### What to produce:
Please retype the data in full and exactly; the pictures are not part of the copy.

### Material provided:
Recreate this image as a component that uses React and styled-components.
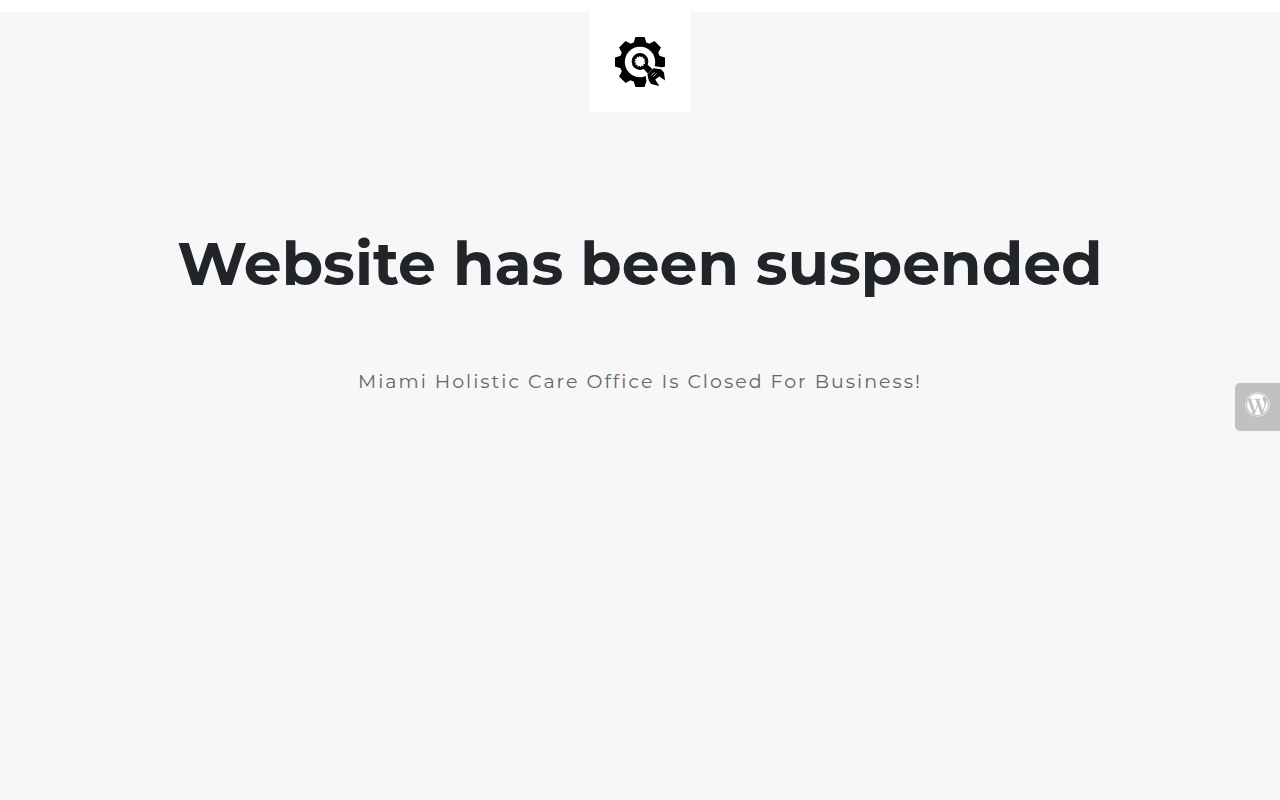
import React from "react";
import styled, { createGlobalStyle } from "styled-components";
import { FaWordpress } from "react-icons/fa";

const TEETH = [0, 45, 90, 180, 225, 270, 315];

const GearLogo = () => (
  <svg width="50" height="50" viewBox="0 0 50 50" role="img" aria-label="Maintenance">
    <circle cx="25" cy="25" r="20.5" />
    {TEETH.map((angle) => (
      <path
        key={angle}
        d="M18 8 L20.4 0 H29.6 L32 8 Z"
        transform={`rotate(${angle} 25 25)`}
      />
    ))}
    <circle cx="25" cy="25" r="15.2" fill="#fff" />
    {/* clears the corner where the wrench sits */}
    <path d="M30.5 38 L39 29 L50 31 V50 H32.5 L31.5 44 Z" fill="#fff" />
    <circle cx="25" cy="24.5" r="6.9" fill="none" stroke="#000" strokeWidth="3" />
    <circle cx="25" cy="24.5" r="5.2" fill="none" stroke="#000" strokeWidth="1.2" strokeDasharray="1.4 1.3" />
    <path d="M28.2 31.6 L32.2 27.6 L37.4 32 L33 36.8 Z" />
    {/* wrench head */}
    <path d="M32.4 37.6 L38.4 31.2 L46 32.2 L49 35.5 L50 43.4 L44.4 39.4 L40.2 42.4 L44.4 49 L36.2 47 L33.8 43.5 Z" />
    <path d="M36.4 38.4 L39.4 35.2 M38.4 39.6 L41.4 36.4" stroke="#fff" strokeWidth="0.8" />
  </svg>
);

const App = () => {
  return (
    <>
      <GlobalStyle />
      <TopBar />
      <Header>
        <LogoBox>
          <GearLogo />
        </LogoBox>
      </Header>
      <Content>
        <Title>Website has been suspended</Title>
        <Description>Miami Holistic Care Office Is Closed For Business!</Description>
      </Content>
      <LoginTab type="button" aria-label="WordPress">
        <FaWordpress size={25} />
      </LoginTab>
    </>
  );
};

const GlobalStyle = createGlobalStyle`
  * {
    box-sizing: border-box;
  }

  body {
    margin: 0;
    background-color: #f7f7f7;
    font-family: Montserrat, Inter, sans-serif;
  }
`;

const TopBar = styled.div`
  height: 12px;
  background-color: white;
`;

const Header = styled.header`
  display: flex;
  justify-content: center;
`;

const LogoBox = styled.div`
  display: flex;
  align-items: center;
  justify-content: center;
  width: 100px;
  height: 100px;
  background-color: white;
`;

const Content = styled.main`
  padding: 112px 16px 0;
  text-align: center;
`;

const Title = styled.h1`
  margin: 0;
  color: #212529;
  font-size: 60px;
  font-weight: 700;
  line-height: 80px;
`;

const Description = styled.p`
  margin: 64px 0 0;
  color: #666;
  font-size: 19px;
  font-weight: 400;
  line-height: 28px;
  letter-spacing: 2px;
`;

const LoginTab = styled.button`
  position: fixed;
  top: calc(50% - 17px);
  right: 0;
  display: flex;
  justify-content: center;
  width: 45px;
  height: 48px;
  padding: 9px 0 0;
  border: 0;
  border-radius: 5px 0 0 5px;
  background-color: #c1c1c1;
  color: white;
  cursor: pointer;
`;

export default App;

### Result of the task:
Recreate this image as a component that uses React and styled-components.
import React from "react";
import styled, { createGlobalStyle } from "styled-components";
import { FaWordpress } from "react-icons/fa";

const TEETH = [0, 45, 90, 180, 225, 270, 315];

const GearLogo = () => (
  <svg width="50" height="50" viewBox="0 0 50 50" role="img" aria-label="Maintenance">
    <circle cx="25" cy="25" r="20.5" />
    {TEETH.map((angle) => (
      <path
        key={angle}
        d="M18 8 L20.4 0 H29.6 L32 8 Z"
        transform={`rotate(${angle} 25 25)`}
      />
    ))}
    <circle cx="25" cy="25" r="15.2" fill="#fff" />
    {/* clears the corner where the wrench sits */}
    <path d="M30.5 38 L39 29 L50 31 V50 H32.5 L31.5 44 Z" fill="#fff" />
    <circle cx="25" cy="24.5" r="6.9" fill="none" stroke="#000" strokeWidth="3" />
    <circle cx="25" cy="24.5" r="5.2" fill="none" stroke="#000" strokeWidth="1.2" strokeDasharray="1.4 1.3" />
    <path d="M28.2 31.6 L32.2 27.6 L37.4 32 L33 36.8 Z" />
    {/* wrench head */}
    <path d="M32.4 37.6 L38.4 31.2 L46 32.2 L49 35.5 L50 43.4 L44.4 39.4 L40.2 42.4 L44.4 49 L36.2 47 L33.8 43.5 Z" />
    <path d="M36.4 38.4 L39.4 35.2 M38.4 39.6 L41.4 36.4" stroke="#fff" strokeWidth="0.8" />
  </svg>
);

const App = () => {
  return (
    <>
      <GlobalStyle />
      <TopBar />
      <Header>
        <LogoBox>
          <GearLogo />
        </LogoBox>
      </Header>
      <Content>
        <Title>Website has been suspended</Title>
        <Description>Miami Holistic Care Office Is Closed For Business!</Description>
      </Content>
      <LoginTab type="button" aria-label="WordPress">
        <FaWordpress size={25} />
      </LoginTab>
    </>
  );
};

const GlobalStyle = createGlobalStyle`
  * {
    box-sizing: border-box;
  }

  body {
    margin: 0;
    background-color: #f7f7f7;
    font-family: Montserrat, Inter, sans-serif;
  }
`;

const TopBar = styled.div`
  height: 12px;
  background-color: white;
`;

const Header = styled.header`
  display: flex;
  justify-content: center;
`;

const LogoBox = styled.div`
  display: flex;
  align-items: center;
  justify-content: center;
  width: 100px;
  height: 100px;
  background-color: white;
`;

const Content = styled.main`
  padding: 112px 16px 0;
  text-align: center;
`;

const Title = styled.h1`
  margin: 0;
  color: #212529;
  font-size: 60px;
  font-weight: 700;
  line-height: 80px;
`;

const Description = styled.p`
  margin: 64px 0 0;
  color: #666;
  font-size: 19px;
  font-weight: 400;
  line-height: 28px;
  letter-spacing: 2px;
`;

const LoginTab = styled.button`
  position: fixed;
  top: calc(50% - 17px);
  right: 0;
  display: flex;
  justify-content: center;
  width: 45px;
  height: 48px;
  padding: 9px 0 0;
  border: 0;
  border-radius: 5px 0 0 5px;
  background-color: #c1c1c1;
  color: white;
  cursor: pointer;
`;

export default App;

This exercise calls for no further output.